IL VINO CHE TAGLIA LA LINGUA

Il tazzelenghe è un vitigno friulano dal nome molto curioso, il quale però racchiude in una sola parola una definizione sì semplicistica, ma abbastanza chiara sulle caratteristiche che possiede questo vitigno.

Il significato di tazzelenghe, detto altrimenti tacelenghe, è taglia lingua ed è riferito al grande quantitativo tannico che possiede questo vitigno, unito spesso anche a un’elevata quantità di acidità, che può risultare anche aspra.

Il vitigno è considerato prettamente autoctono friulano, precisamente della provincia di Udine. Come tutti i vitigni appartenenti alla famiglia della vitis vinifera, è certo che l’origine del tazzelenghe vada ricercata nel Medio Oriente, ma le scarse fonti di cui disponiamo non permettono di elaborare delle congetture approfondite sulla reale origine di questo vitigno. Sappiamo che già nel 1863 era coltivato e diffuso nell’udinese. L’avvento delle fillossera e la successiva moda delle varietà internazionali hanno ridotto in modo preoccupante la coltivazione del tazzelenghe, al punto da rischiare seriamente l’estinzione. A seguito di un’altra moda, quella di recuperare vitigni minori o dimenticati, il tazzalenghe sta vivendo una seconda giovinezza, quanto meno in Friuli-Venezia Giulia, dove è comunque coltivato soltanto in provincia di Udine, ma complice il nome curioso è consumato o conosciuto in tutta la regione.

In genere il tazzelenghe era vinificato solo in acciaio. Il risultato era un vino dal colore porpora intenso, semplice, gustoso, ma con una nota tannica molto accentuata, che, se non di buona fattura, rendeva il vino poco gradevole, e soprattutto con un’acidità a volte troppo aspra, tanto da poter risultare sgradevole. Problemi, questi due, facilmente risolvibili con una vendemmia un po’ più tardiva, in modo da abbassare l’acidità totale del vino ed essere sicuri che il tannino non abbia più tracce di verde. Molti produttori, oltre a maggiori accortezze nelle fase della vendemmia, hanno ritenuto idoneo procedere con un passaggio in legno. La maturazione in rovere ammorbidisce notevolmente le spigolature del vitigno, ma in qualche modo ne appiattisce il carattere, tanto da poter essere confuso in vari casi con altri vini.

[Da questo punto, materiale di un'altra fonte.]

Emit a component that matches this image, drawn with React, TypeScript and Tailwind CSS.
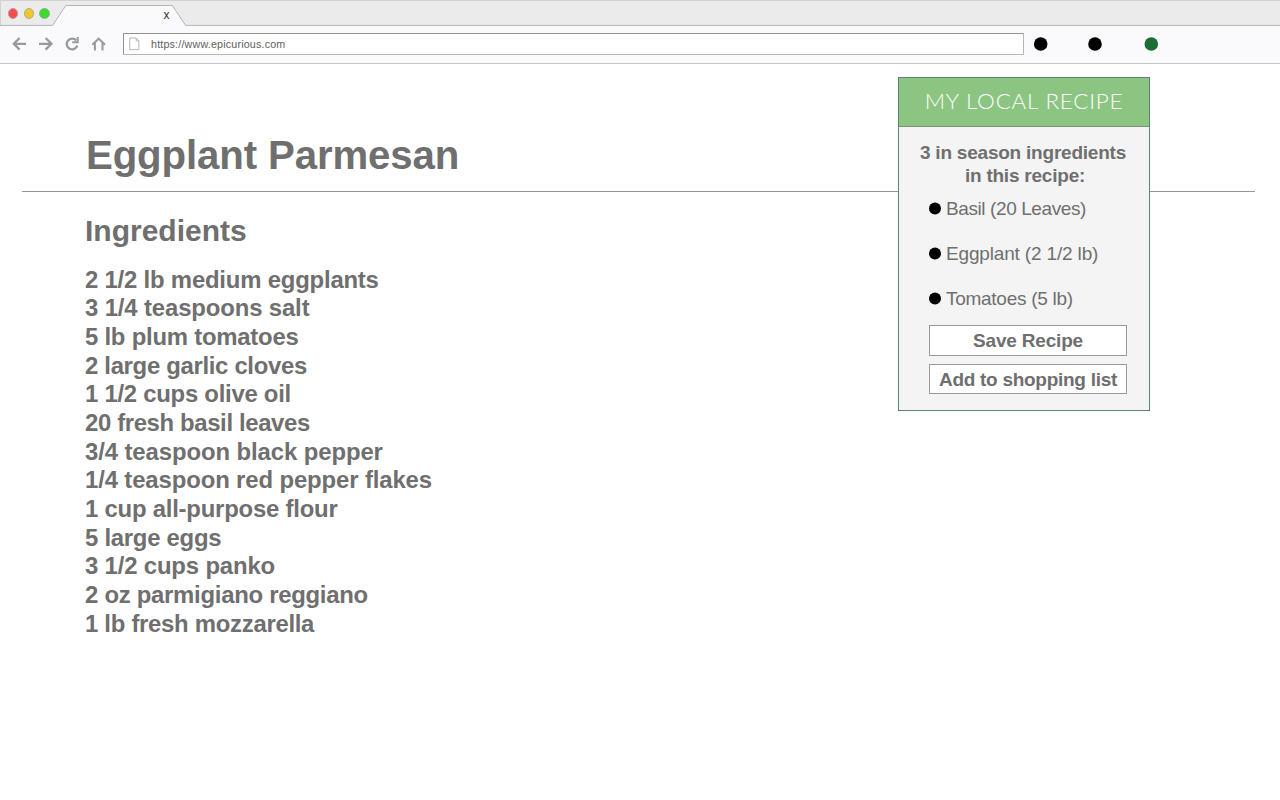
const ingredients = [
  { text: '2 1/2 lb medium eggplants', tracking: 'tracking-[-0.2px]' },
  { text: '3 1/4 teaspoons salt', tracking: 'tracking-[-0.13px]' },
  { text: '5 lb plum tomatoes', tracking: 'tracking-[-0.23px]' },
  { text: '2 large garlic cloves', tracking: 'tracking-[-0.31px]' },
  { text: '1 1/2 cups olive oil', tracking: 'tracking-[-0.26px]' },
  { text: '20 fresh basil leaves', tracking: 'tracking-[-0.36px]' },
  { text: '3/4 teaspoon black pepper', tracking: 'tracking-[-0.09px]' },
  { text: '1/4 teaspoon red pepper flakes', tracking: 'tracking-[-0.12px]' },
  { text: '1 cup all-purpose flour', tracking: 'tracking-[-0.22px]' },
  { text: '5 large eggs', tracking: 'tracking-[-0.26px]' },
  { text: '3 1/2 cups panko', tracking: 'tracking-[-0.16px]' },
  { text: '2 oz parmigiano reggiano', tracking: 'tracking-[-0.27px]' },
  { text: '1 lb fresh mozzarella', tracking: 'tracking-[-0.28px]' },
];

const seasonal = [
  { text: 'Basil (20 Leaves)', tracking: 'tracking-[-0.4px]' },
  { text: 'Eggplant (2 1/2 lb)', tracking: 'tracking-[-0.16px]' },
  { text: 'Tomatoes (5 lb)', tracking: 'tracking-[-0.28px]' },
];

function TabStrip() {
  return (
    <div className="relative flex h-[26px] items-center bg-[#ebebeb]">
      <svg className="absolute inset-0" width="1280" height="26" viewBox="0 0 1280 26" fill="none">
        <path d="M0 .5H1280M.5 0V26" stroke="#d0d3d4" />
        <path d="M52.5 26L65.8 5.5H172.3L185.8 26Z" fill="#fafafc" />
        <path d="M0 25.4H52.6L65.8 5.5H172.3L185.6 25.4H1280" stroke="#b3b5b5" />
      </svg>
      <div className="relative flex gap-[5.6px] pl-[7.8px] pt-[1px]">
        <span className="size-[10.2px] rounded-full border border-[#b5a0a0] bg-[#fc4c50]" />
        <span className="size-[10.2px] rounded-full border border-[#b5ac88] bg-[#efc62c]" />
        <span className="size-[10.2px] rounded-full border border-[#92b092] bg-[#3bdc2d]" />
      </div>
      <span className="relative ml-[114px] pt-[4px] text-[12px] leading-none text-[#333]">x</span>
    </div>
  );
}

function Toolbar() {
  return (
    <div className="flex h-[38px] items-start border-b border-[#c4c6c8] bg-[#fafafc]">
      <svg className="shrink-0" width="123" height="37" viewBox="0 26 123 37" fill="none" stroke="#969a9a" strokeWidth="2.3">
        <path d="M26 43.8H14M19.6 38L13.8 43.8L19.6 49.6" />
        <path d="M39 43.8H51M45.6 38L51.4 43.8L45.6 49.6" />
        <path d="M76.2 40.4A5.4 5.4 0 1 0 77.3 45.6" />
        <path d="M77.7 37V42.2H72.2" strokeWidth="2" />
        <path d="M92.4 44.8L98.7 38.6L105 44.8M94.9 43V50.4M102.5 43V50.4" strokeWidth="2" />
      </svg>
      <div className="mt-[7px] flex h-[22px] w-[901px] items-center rounded-[1px] border border-[#8f9193] border-b-[#b5b7b8] border-r-[#b5b7b8] bg-white pl-[5px]">
        <svg width="11" height="14" viewBox="0 0 11 14" fill="none" stroke="#b5b7b9">
          <path d="M.7 1H7.2L9.9 3.8V12.7H.7ZM7.2 1V3.8H9.9" />
        </svg>
        <span className="ml-[11px] pt-px text-[10.7px] leading-none tracking-[0.19px] text-[#606060]">
          https://www.epicurious.com
        </span>
      </div>
      <svg className="ml-[9px] mt-[11px]" width="126" height="14" viewBox="0 0 126 14">
        <circle cx="7.7" cy="7" r="6.8" />
        <circle cx="62" cy="7" r="6.8" />
        <circle cx="118.3" cy="7" r="6.8" fill="#1b6c36" />
      </svg>
    </div>
  );
}

function RecipePanel() {
  return (
    <aside className="absolute left-[898px] top-[13px] h-[334px] w-[252px] border border-[#588473] bg-[#f4f4f4]">
      <h2 className="flex h-[49px] items-center justify-center whitespace-nowrap border-b border-[#7b8f78] bg-[#8cc582] pb-[3px] font-[Lato,sans-serif] text-[22.4px] font-light tracking-[0.8px] text-white">
        MY LOCAL RECIPE
      </h2>
      <p className="pt-[14px] text-center text-[19px] font-bold leading-[23px] tracking-[-0.22px]">
        <span className="block -translate-x-[1px] whitespace-nowrap">3 in season ingredients</span>
        <span className="block translate-x-[1px]">in this recipe:</span>
      </p>
      <ul className="flex flex-col gap-[22px] pl-[30px] pt-[10px]">
        {seasonal.map((item) => (
          <li key={item.text} className="flex h-[23px] items-center text-[19px] leading-[23px]">
            <span className="mr-[5px] size-[12px] -translate-y-[0.5px] rounded-full bg-black" />
            <span className={item.tracking}>{item.text}</span>
          </li>
        ))}
      </ul>
      <div className="flex flex-col gap-[8px] pl-[30px] pt-[15px]">
        <button className="h-[31px] w-[198px] border border-[#999] bg-white text-[19px] font-bold leading-none tracking-[-0.18px]">
          Save Recipe
        </button>
        <button className="h-[30px] w-[198px] whitespace-nowrap border border-[#999] bg-white text-[19px] font-bold leading-none tracking-[-0.28px]">
          Add to shopping list
        </button>
      </div>
    </aside>
  );
}

export default function App() {
  return (
    <div className="h-[800px] w-[1280px] overflow-hidden bg-white font-['Liberation_Sans',Arial,sans-serif] text-[#6f6f6f]">
      <TabStrip />
      <Toolbar />
      <main className="relative">
        <header className="ml-[22px] mr-[25px] h-[128px] border-b border-[#969696] pl-[64px] pt-[68px]">
          <h1 className="text-[40.2px] font-bold leading-[48px] tracking-[-0.12px]">Eggplant Parmesan</h1>
        </header>
        <section className="pl-[85px] pt-[21px] font-bold">
          <h2 className="text-[30px] leading-[36px]">Ingredients</h2>
          <ul className="pt-[16.5px] text-[23.9px] leading-[28.68px]">
            {ingredients.map((item) => (
              <li key={item.text} className={item.tracking}>
                {item.text}
              </li>
            ))}
          </ul>
        </section>
        <RecipePanel />
      </main>
    </div>
  );
}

Il tazzelenghe non è sicuramente un vitigno capace di dare vini importanti, ma le sue caratteristiche sono idonee per farne un vino tipico e particolare. Un passaggio in legno eccessivo addomestica eccessivamente certi tratti e rende il vino, sicuramente più accettabile nel gusto, ma sicuramente più anonimo. In fondo se non si gradisce l’impronta dura di questo vino, basta orientarsi  su un altro.